With quantum computers, there is the prospect of considering all possible conformations, as an initial equal superposition of all possible strings of 1s and 0s. One can shift the probability distribution of states until likely to observe a string of 1s and 0s representing the best combination out of them all.
3. Quantum Machine Learning
Quantum machine learning is a research area that explores the intersection of ideas from quantum computing and machine learning. While machine learning algorithms are used to compute immense quantities of data, quantum machine learning utilizes qubits and quantum operations to improve computational speed and data storage even more.

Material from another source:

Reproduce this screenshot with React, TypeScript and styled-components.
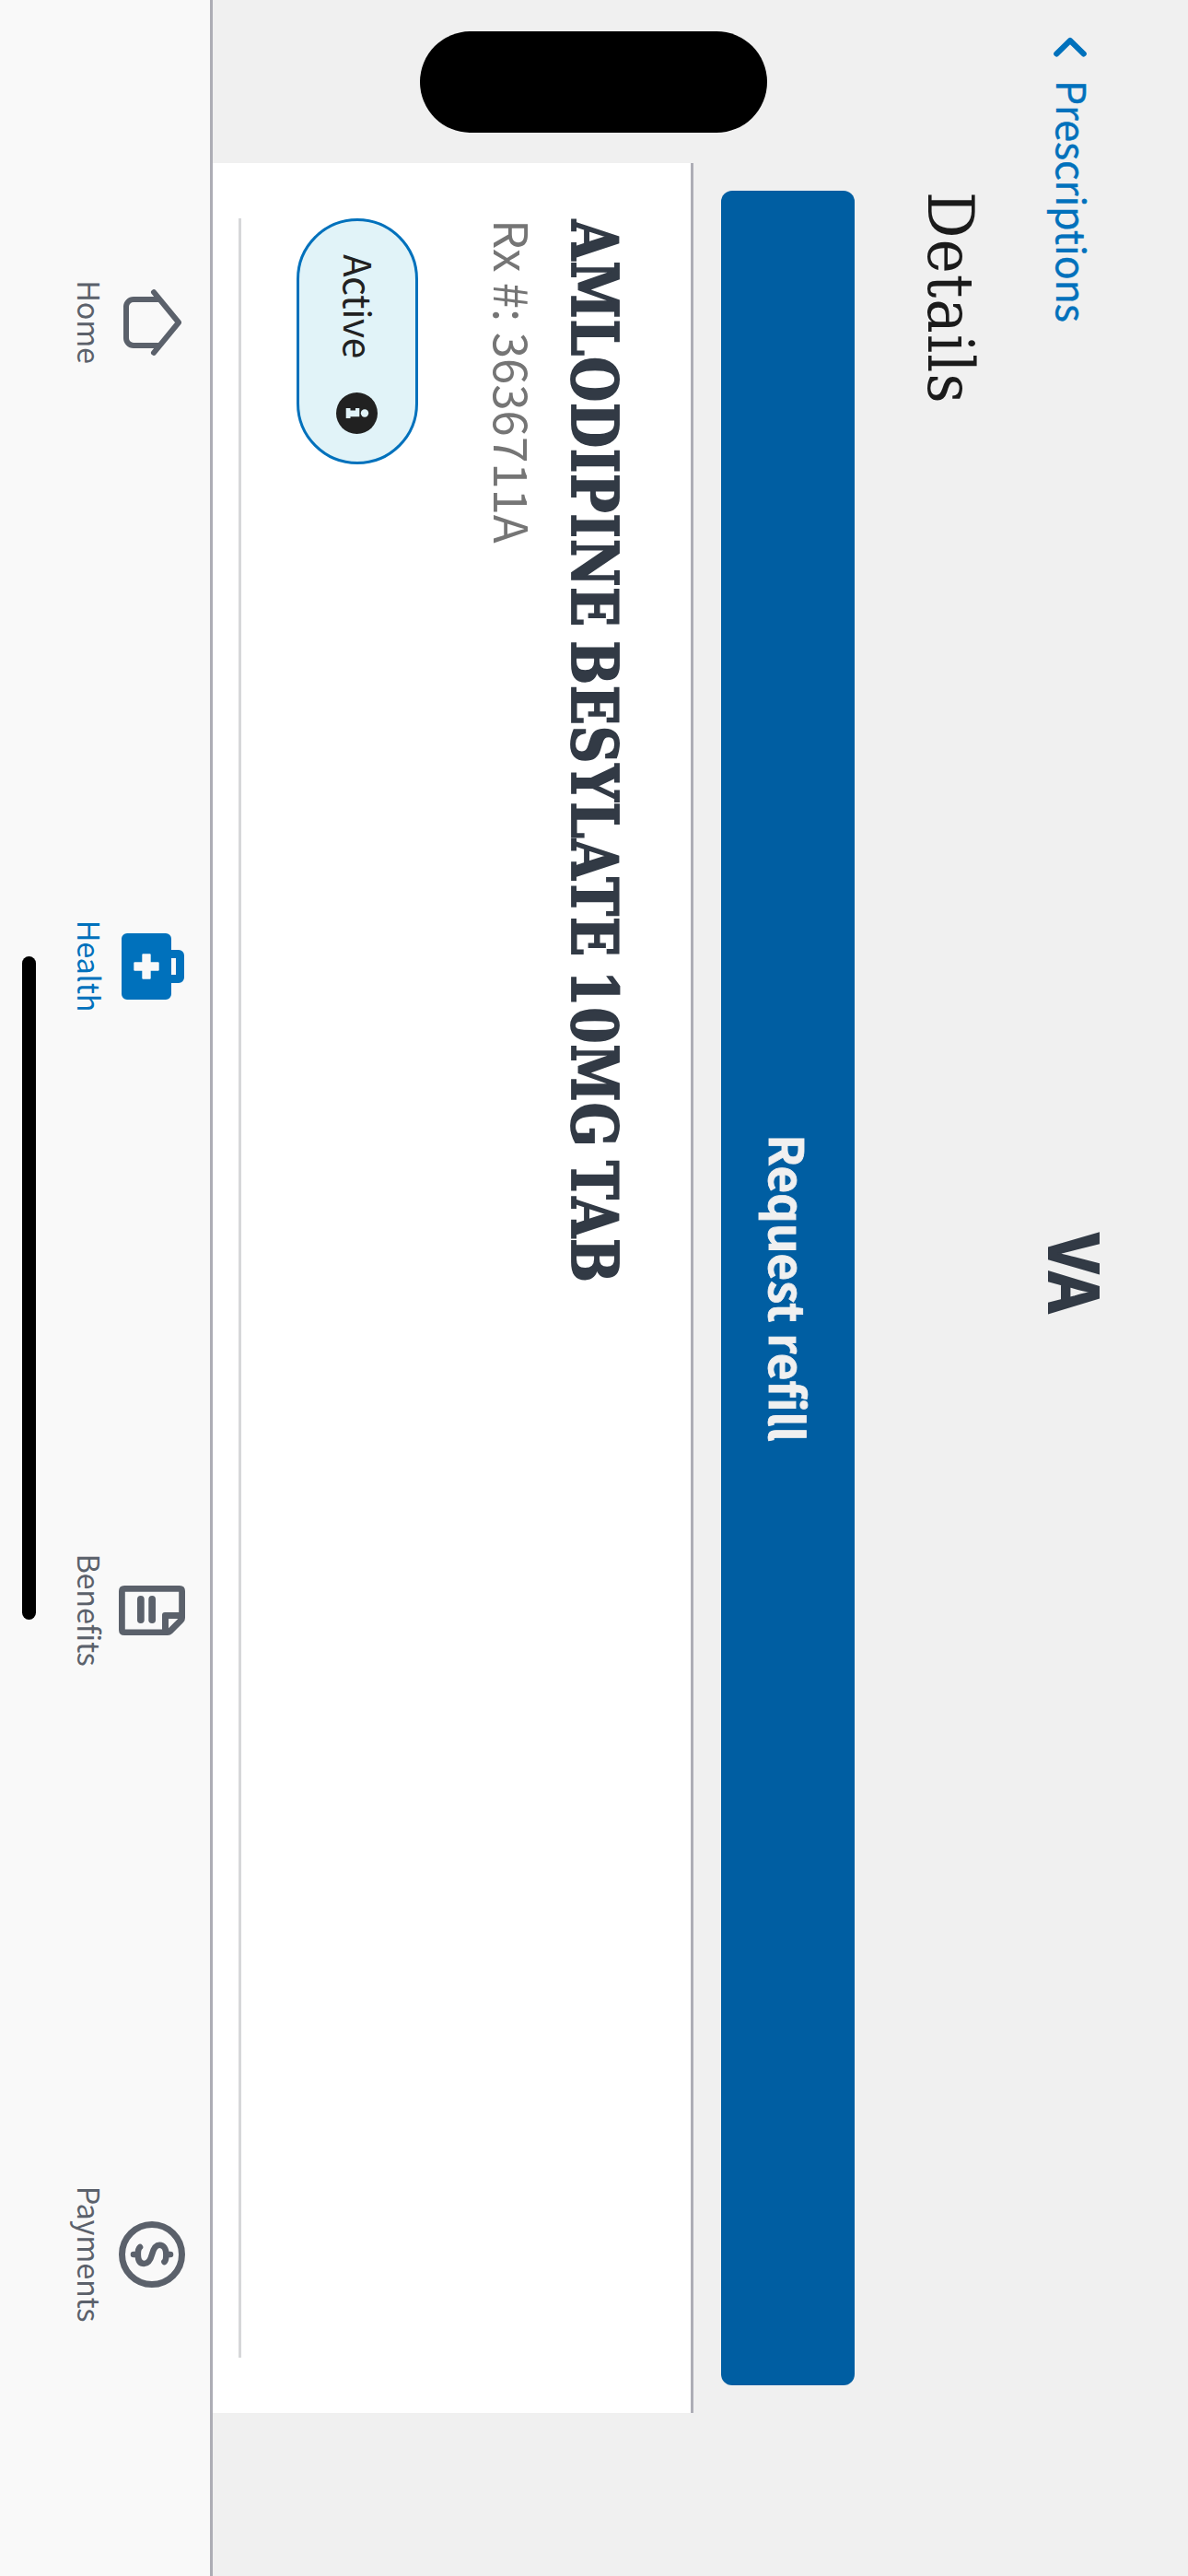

A number of quantum algorithms for machine learning are based on the idea of amplitude encoding- to associate the amplitudes of a quantum state with the inputs and outputs of computations. In quantum mechanics, a probability amplitude is a number used for describing the behavior of systems. The modulus squared of this quantity represents a probability density, or the region where the qubit is between 0 and 1.
Since a state of n qubits is described by 2^n complex amplitudes, this information encoding can allow for exponentially greater ways that a computer can be trained to learn something. This fact can have impacts across all areas, especially in neural networking and artificial intelligence.
These are all exciting things where the new quantum computer field can have advantages. However, it may very well be that the primary application of quantum computing is one that we have not been able to foresee yet.